CATO Cash + ST Investments + Other Assets

Finally, let's consider CATO's apparel business. In the last 10 years, it has earned a median diluted EPS of $1.46 and even if this declines further to a normalized EPS of $1, at 8x PE (vs Median PE across 10 years of ~13), the apparel business would be worth $8 per share.

CATO Diluted EPS: 2008 - 2024

Essentially, we are looking at a business very conservatively worth around $14 with additional assurance/certainty provided by (at a minimum) $6.36 in cash and other valuable assets. In addition, CATO owns additional buildings and properties, parts of which may not be essential to its operations, such as the approximately 185 acres of land in South Carolina designated as a potential new site for its distribution center. These assets could also be partially or fully monetized to extract additional value.


Likely Catalysts & Risks

CATO is likely to release its Q1 earnings next week and when they disclose the terms of the land transaction (described above) that took place in February, 2024 - it may serve to remind investors regarding the value of its overlooked land assets buried in its financial disclosures. This could help correct at least some of the current mispricing.

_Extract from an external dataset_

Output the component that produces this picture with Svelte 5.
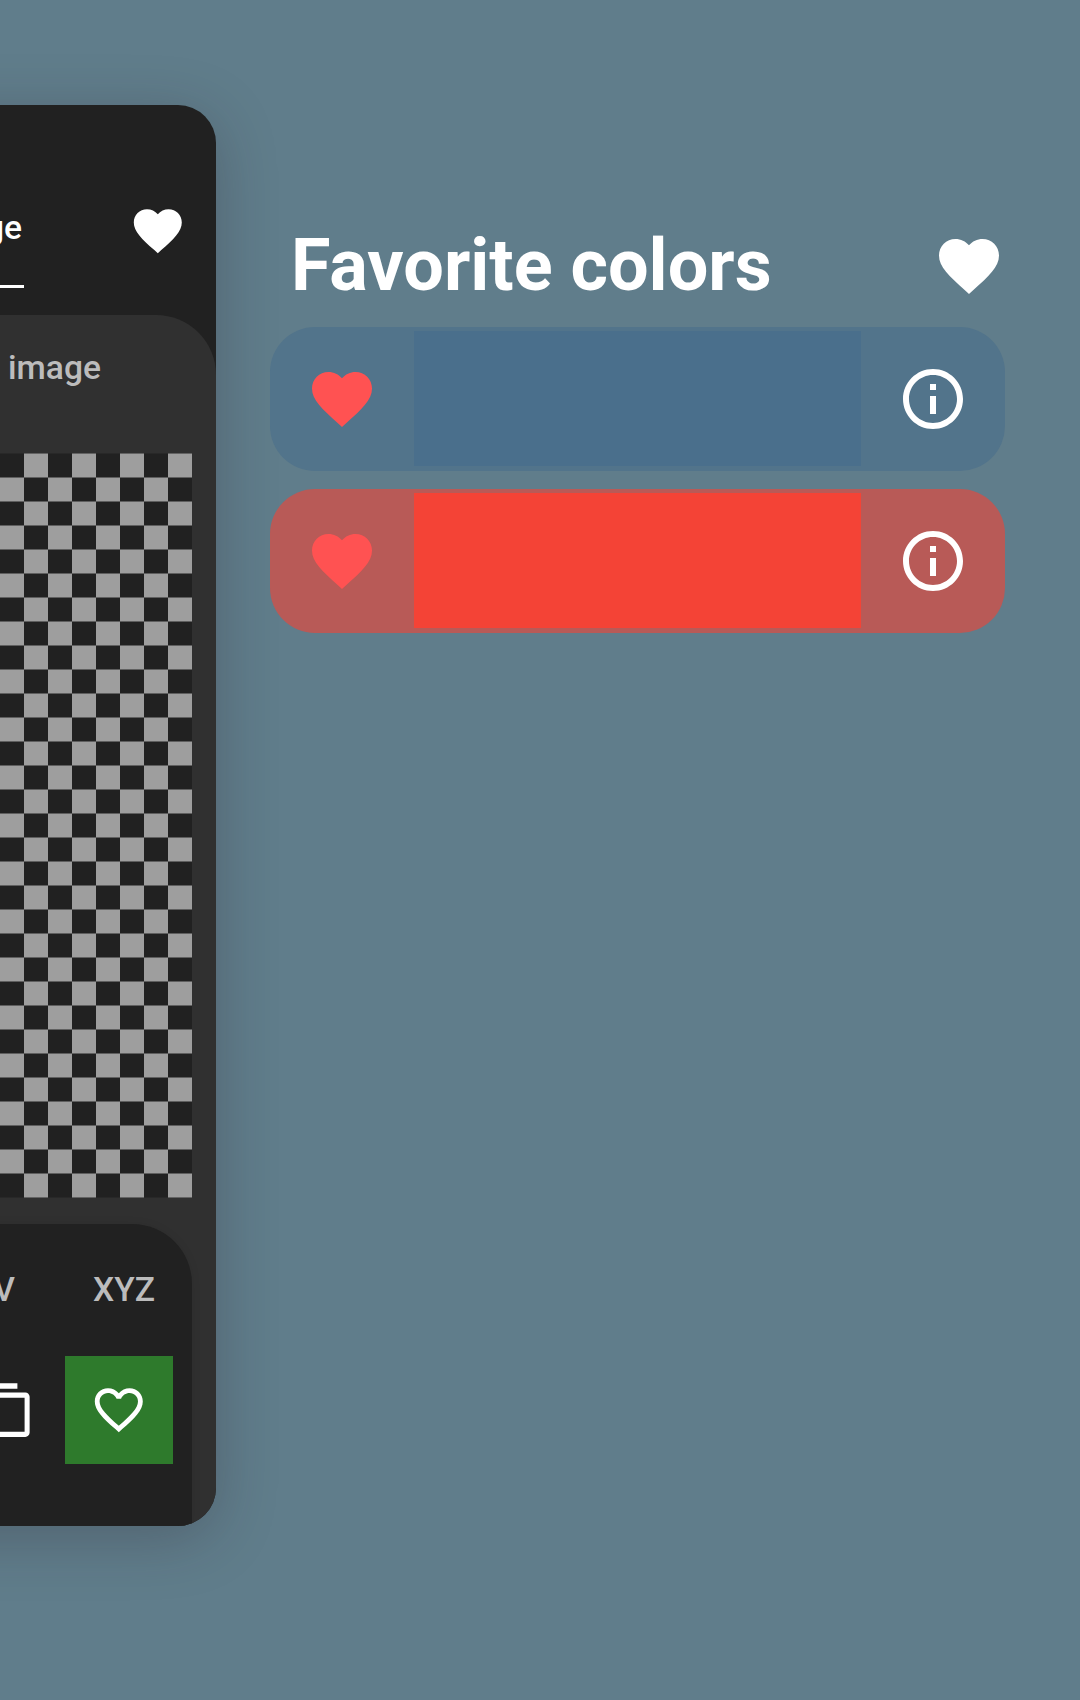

Another potential catalyst could be an eventual perceived/real improvement in its business, particularly since Q1 and Q2 are typically stronger quarters for CATO from a seasonal perspective. However, it may take a while for the value of the apparel business to be fully reflected in the share price, especially if the company continues to struggle with inflation and merchandising issues.

Apparel retail is a challenging industry with high fixed costs, and in the event of a recession, management might decide to curtail/eliminate the currently substantial dividend (around 13%) to conserve cash, which could exert further downward pressure on its share price.

Investors should also bear in mind that CATO is a "controlled corporation" as John P.D. Cato beneficially owns ~52% of the combined voting power (and ~15% of its shares) and his interests may differ substantially from those of other minority investors.